Data supplied
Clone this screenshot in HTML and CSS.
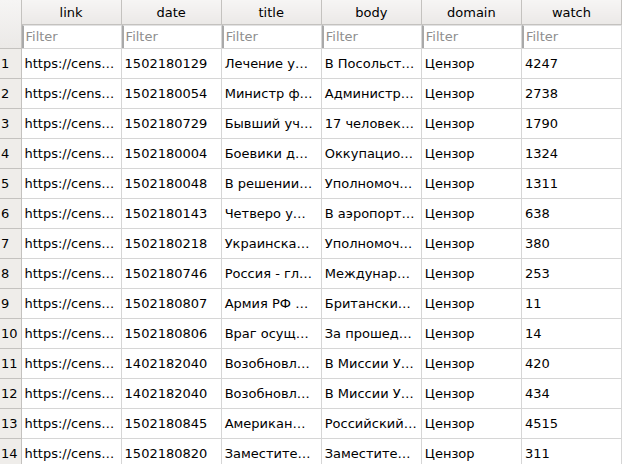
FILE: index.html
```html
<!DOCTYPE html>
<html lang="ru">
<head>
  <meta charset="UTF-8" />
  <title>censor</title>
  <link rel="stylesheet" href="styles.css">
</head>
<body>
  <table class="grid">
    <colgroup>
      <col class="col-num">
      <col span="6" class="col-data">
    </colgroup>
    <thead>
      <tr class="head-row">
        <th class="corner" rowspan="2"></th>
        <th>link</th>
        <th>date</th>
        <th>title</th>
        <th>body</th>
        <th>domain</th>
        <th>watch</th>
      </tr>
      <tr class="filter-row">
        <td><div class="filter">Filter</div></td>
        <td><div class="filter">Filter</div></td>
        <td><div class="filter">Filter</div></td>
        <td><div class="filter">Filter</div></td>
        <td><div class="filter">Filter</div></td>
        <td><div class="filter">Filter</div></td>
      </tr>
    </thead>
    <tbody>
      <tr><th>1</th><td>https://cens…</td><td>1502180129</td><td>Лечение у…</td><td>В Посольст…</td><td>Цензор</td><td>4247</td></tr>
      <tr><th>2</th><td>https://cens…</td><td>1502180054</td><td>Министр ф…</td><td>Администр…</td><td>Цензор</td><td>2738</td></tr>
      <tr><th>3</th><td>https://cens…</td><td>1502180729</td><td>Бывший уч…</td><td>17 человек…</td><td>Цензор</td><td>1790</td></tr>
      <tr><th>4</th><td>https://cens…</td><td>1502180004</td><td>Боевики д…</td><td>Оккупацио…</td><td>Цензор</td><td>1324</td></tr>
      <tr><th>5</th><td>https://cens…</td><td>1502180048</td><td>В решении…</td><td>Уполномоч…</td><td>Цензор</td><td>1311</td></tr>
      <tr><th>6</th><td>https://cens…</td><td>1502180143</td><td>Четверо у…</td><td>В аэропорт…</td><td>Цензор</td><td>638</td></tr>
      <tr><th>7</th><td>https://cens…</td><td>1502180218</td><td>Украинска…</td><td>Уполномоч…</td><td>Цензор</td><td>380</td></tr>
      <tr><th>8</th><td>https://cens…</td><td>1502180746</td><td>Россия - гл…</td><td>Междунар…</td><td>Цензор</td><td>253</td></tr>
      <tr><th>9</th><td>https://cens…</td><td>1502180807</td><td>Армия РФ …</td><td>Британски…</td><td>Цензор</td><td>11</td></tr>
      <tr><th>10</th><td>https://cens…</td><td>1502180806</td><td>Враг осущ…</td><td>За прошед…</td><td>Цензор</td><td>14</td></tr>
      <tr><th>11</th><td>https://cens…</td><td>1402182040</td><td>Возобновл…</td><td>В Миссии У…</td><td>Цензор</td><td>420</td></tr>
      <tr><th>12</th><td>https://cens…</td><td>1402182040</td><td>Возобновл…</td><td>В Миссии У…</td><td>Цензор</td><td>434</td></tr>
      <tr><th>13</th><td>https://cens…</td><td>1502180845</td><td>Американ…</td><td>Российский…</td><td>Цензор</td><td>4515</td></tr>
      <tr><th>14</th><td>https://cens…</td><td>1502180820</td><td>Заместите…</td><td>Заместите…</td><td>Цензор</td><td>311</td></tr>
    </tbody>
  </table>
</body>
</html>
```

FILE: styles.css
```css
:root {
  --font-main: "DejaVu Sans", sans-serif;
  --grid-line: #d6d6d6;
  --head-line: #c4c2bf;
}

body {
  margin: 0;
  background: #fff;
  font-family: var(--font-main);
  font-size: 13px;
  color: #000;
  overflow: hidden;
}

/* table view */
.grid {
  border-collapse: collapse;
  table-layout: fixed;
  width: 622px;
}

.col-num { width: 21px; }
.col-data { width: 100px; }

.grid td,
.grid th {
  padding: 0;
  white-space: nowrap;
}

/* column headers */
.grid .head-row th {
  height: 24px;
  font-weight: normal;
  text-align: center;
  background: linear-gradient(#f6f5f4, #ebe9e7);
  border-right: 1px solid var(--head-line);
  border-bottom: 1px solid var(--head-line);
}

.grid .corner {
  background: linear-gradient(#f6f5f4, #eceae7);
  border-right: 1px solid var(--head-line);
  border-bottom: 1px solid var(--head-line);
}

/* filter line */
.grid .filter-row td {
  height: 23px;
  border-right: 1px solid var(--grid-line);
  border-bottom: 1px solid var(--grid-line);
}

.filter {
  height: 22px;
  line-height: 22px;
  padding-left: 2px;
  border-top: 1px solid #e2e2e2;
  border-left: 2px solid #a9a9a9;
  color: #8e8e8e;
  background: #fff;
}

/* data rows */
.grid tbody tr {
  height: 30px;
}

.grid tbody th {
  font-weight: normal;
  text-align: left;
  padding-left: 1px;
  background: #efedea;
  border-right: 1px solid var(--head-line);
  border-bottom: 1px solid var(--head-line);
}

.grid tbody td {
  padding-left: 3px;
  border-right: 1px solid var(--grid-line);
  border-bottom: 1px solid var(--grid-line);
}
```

* * *

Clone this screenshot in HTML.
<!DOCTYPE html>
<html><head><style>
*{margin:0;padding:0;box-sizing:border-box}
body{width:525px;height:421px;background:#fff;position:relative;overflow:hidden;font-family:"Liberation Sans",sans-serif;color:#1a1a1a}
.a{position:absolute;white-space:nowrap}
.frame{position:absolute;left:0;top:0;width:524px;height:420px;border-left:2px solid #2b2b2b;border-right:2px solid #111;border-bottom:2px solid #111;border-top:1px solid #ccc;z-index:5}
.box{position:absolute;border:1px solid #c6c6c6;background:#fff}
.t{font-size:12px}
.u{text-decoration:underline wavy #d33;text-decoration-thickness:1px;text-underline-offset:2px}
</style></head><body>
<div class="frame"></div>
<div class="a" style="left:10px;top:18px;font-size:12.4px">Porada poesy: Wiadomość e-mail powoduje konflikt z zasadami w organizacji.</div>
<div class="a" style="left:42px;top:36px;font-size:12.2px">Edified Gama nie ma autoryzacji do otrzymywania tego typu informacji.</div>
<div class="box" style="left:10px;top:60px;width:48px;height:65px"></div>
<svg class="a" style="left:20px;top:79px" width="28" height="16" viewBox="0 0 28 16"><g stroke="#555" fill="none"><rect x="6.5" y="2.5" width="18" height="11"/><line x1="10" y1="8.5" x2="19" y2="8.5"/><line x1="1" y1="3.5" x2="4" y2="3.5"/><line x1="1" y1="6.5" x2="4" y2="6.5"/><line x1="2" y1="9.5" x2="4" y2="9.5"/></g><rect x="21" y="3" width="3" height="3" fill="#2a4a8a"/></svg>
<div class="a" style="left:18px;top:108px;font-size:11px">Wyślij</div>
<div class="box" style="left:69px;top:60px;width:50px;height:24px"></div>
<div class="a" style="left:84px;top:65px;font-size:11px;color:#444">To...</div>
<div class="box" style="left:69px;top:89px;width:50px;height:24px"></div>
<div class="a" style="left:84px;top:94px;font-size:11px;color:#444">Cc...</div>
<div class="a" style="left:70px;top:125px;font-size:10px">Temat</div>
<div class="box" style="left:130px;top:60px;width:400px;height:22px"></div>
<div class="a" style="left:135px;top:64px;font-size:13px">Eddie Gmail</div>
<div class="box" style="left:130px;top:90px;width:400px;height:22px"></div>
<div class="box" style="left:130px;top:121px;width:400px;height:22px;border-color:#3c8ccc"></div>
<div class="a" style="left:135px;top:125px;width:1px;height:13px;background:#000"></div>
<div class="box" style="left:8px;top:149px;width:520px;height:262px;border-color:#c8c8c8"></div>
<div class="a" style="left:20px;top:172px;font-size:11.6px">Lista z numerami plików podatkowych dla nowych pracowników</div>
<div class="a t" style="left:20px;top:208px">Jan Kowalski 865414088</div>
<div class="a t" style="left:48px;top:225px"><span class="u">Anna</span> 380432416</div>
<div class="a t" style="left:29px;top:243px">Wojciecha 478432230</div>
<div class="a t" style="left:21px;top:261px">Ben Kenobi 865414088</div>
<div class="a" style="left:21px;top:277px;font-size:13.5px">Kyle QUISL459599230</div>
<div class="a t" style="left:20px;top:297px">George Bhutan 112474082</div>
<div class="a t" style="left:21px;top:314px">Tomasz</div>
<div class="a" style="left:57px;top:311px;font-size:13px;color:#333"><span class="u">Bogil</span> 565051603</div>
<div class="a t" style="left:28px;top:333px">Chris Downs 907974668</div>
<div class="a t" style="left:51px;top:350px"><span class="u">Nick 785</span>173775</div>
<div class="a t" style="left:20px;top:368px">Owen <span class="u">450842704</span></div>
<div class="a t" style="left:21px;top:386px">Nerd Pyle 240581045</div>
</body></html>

* * *

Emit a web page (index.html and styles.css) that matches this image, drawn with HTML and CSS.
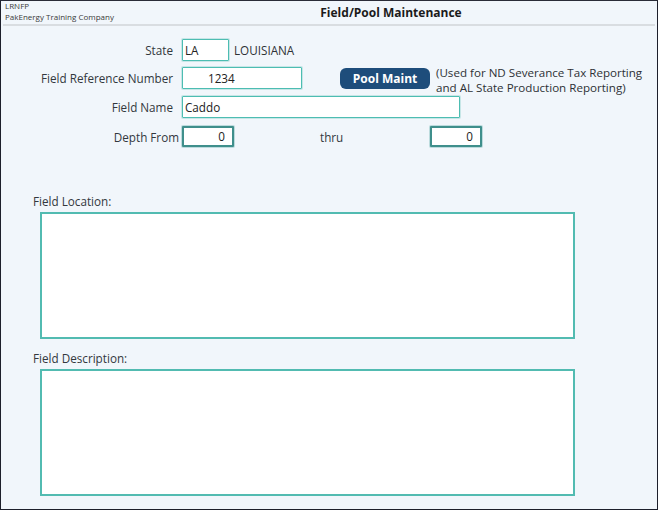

Objective
Every line that holds the word "index" counts once; state the total number of such lines and nothing else.

Task output
3